* _Raw data_
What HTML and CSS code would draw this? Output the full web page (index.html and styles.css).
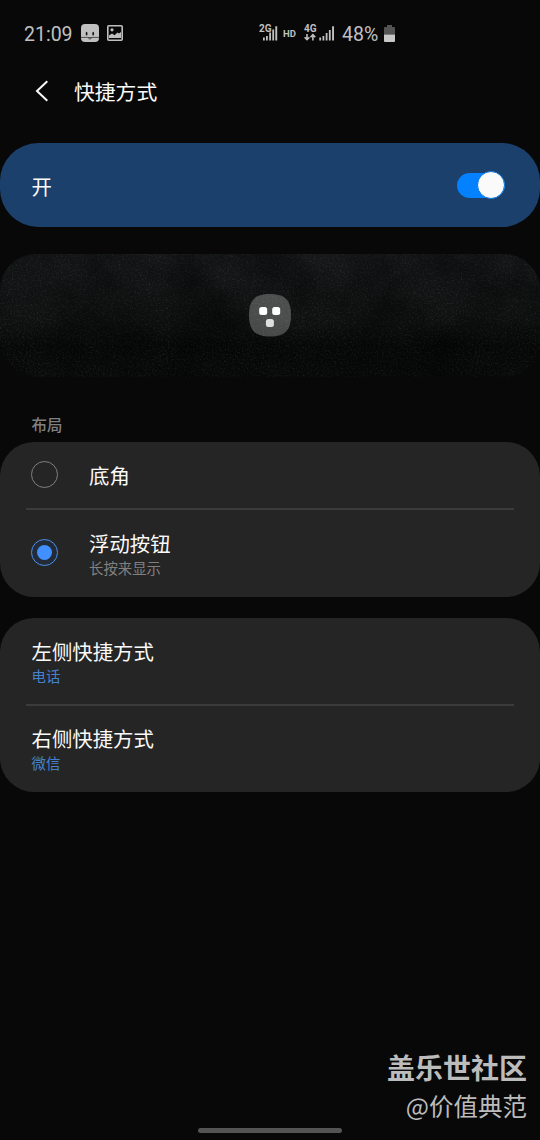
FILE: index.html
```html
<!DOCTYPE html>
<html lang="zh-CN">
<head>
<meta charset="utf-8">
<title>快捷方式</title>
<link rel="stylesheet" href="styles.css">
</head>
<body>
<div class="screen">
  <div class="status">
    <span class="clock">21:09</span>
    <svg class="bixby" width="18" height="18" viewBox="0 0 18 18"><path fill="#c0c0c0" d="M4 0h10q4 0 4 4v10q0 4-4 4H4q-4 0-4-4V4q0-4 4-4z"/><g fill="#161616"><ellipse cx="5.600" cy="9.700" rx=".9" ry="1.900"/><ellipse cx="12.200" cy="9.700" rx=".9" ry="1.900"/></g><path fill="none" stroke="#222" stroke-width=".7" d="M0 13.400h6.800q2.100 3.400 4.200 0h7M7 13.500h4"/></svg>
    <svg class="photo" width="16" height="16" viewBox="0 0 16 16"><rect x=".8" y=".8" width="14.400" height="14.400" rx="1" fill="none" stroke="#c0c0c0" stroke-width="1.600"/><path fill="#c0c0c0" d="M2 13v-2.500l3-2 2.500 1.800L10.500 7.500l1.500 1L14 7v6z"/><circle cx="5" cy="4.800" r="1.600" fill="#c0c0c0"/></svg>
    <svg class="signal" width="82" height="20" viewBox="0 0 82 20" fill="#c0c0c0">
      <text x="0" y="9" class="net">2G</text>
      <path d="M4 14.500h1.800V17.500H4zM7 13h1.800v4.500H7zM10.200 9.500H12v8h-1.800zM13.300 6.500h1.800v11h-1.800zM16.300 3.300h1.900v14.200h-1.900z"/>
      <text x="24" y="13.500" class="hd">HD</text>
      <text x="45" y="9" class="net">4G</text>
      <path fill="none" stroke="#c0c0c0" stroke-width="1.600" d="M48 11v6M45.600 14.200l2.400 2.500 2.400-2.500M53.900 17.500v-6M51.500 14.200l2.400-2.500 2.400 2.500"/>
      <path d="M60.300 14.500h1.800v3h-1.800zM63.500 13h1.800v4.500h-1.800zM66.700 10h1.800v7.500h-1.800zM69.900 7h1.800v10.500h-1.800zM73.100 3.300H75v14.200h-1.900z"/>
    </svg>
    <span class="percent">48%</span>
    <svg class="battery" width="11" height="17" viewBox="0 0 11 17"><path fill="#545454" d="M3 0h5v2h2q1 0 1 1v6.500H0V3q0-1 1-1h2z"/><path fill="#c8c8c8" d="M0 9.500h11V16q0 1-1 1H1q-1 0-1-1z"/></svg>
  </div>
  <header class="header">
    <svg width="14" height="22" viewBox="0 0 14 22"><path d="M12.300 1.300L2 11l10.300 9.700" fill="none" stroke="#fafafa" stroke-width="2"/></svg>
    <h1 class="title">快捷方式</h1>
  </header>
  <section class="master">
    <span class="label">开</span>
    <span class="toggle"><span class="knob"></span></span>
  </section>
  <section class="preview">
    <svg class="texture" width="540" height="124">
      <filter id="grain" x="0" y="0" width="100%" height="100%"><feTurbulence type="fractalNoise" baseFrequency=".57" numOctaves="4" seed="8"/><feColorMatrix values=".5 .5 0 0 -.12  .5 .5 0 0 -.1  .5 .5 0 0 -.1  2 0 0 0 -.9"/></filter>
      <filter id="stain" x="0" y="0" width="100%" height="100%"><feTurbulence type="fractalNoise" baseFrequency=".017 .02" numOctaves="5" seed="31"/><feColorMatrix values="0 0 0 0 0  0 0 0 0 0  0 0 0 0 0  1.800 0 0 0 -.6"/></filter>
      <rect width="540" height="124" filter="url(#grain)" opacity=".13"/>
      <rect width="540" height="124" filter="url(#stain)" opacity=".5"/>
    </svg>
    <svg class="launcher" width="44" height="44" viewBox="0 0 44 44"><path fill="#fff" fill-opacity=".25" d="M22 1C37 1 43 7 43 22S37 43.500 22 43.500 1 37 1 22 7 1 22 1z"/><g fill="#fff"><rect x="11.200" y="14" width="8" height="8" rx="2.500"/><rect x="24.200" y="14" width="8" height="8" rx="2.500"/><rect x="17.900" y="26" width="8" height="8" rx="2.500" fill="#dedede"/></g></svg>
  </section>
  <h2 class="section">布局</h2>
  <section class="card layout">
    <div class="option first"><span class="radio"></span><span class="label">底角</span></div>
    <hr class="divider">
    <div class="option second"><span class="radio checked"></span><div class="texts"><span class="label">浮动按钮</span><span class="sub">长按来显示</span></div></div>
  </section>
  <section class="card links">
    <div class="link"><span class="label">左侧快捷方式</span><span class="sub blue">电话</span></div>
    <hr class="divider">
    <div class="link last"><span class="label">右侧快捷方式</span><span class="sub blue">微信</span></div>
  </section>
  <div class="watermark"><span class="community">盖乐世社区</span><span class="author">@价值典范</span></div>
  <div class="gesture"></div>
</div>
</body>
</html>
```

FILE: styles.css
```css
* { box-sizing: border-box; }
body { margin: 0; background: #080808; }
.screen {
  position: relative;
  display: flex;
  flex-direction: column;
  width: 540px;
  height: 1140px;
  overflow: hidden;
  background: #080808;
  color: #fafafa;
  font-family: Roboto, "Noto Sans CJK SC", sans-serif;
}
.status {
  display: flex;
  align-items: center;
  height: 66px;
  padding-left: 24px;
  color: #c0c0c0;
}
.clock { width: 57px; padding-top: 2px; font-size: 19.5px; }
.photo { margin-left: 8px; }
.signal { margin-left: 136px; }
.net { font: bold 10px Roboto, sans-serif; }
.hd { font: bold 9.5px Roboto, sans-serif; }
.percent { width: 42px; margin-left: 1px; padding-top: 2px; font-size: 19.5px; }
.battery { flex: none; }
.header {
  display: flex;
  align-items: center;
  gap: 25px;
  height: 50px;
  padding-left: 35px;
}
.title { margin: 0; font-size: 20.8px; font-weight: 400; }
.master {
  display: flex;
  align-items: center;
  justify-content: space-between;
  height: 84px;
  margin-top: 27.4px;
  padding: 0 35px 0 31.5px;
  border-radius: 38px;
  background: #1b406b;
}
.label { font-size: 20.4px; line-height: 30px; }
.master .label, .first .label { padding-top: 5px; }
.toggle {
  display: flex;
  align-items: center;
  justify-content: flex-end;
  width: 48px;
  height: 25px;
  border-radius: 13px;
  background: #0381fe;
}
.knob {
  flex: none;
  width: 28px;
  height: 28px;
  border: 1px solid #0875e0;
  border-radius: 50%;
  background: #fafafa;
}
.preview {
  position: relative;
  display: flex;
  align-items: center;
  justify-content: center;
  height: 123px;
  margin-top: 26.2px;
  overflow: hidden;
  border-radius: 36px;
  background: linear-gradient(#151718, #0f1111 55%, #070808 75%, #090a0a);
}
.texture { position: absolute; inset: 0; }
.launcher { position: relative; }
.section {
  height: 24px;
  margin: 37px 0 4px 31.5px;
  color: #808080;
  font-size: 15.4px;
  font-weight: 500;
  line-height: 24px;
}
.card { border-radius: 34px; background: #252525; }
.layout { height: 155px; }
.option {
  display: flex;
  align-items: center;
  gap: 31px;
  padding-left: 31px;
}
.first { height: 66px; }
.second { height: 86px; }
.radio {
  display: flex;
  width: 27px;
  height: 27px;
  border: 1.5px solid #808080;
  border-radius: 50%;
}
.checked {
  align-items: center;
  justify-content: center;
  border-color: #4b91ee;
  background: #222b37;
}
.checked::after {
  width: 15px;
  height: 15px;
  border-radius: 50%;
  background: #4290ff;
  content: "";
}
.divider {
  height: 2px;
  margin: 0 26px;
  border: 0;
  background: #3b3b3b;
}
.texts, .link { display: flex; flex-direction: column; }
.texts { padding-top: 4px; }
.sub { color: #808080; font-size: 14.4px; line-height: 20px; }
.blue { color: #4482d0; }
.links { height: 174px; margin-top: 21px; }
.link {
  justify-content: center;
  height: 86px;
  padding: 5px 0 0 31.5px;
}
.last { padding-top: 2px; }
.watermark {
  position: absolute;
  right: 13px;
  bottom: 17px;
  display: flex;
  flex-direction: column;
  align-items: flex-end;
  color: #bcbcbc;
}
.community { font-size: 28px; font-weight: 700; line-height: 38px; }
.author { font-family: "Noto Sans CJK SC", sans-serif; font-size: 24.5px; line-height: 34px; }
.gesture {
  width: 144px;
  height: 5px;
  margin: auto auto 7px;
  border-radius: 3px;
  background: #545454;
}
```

* _What is expected_
Copy out every line from the data above that has "index" in it.

* _The result_
What HTML and CSS code would draw this? Output the full web page (index.html and styles.css).
FILE: index.html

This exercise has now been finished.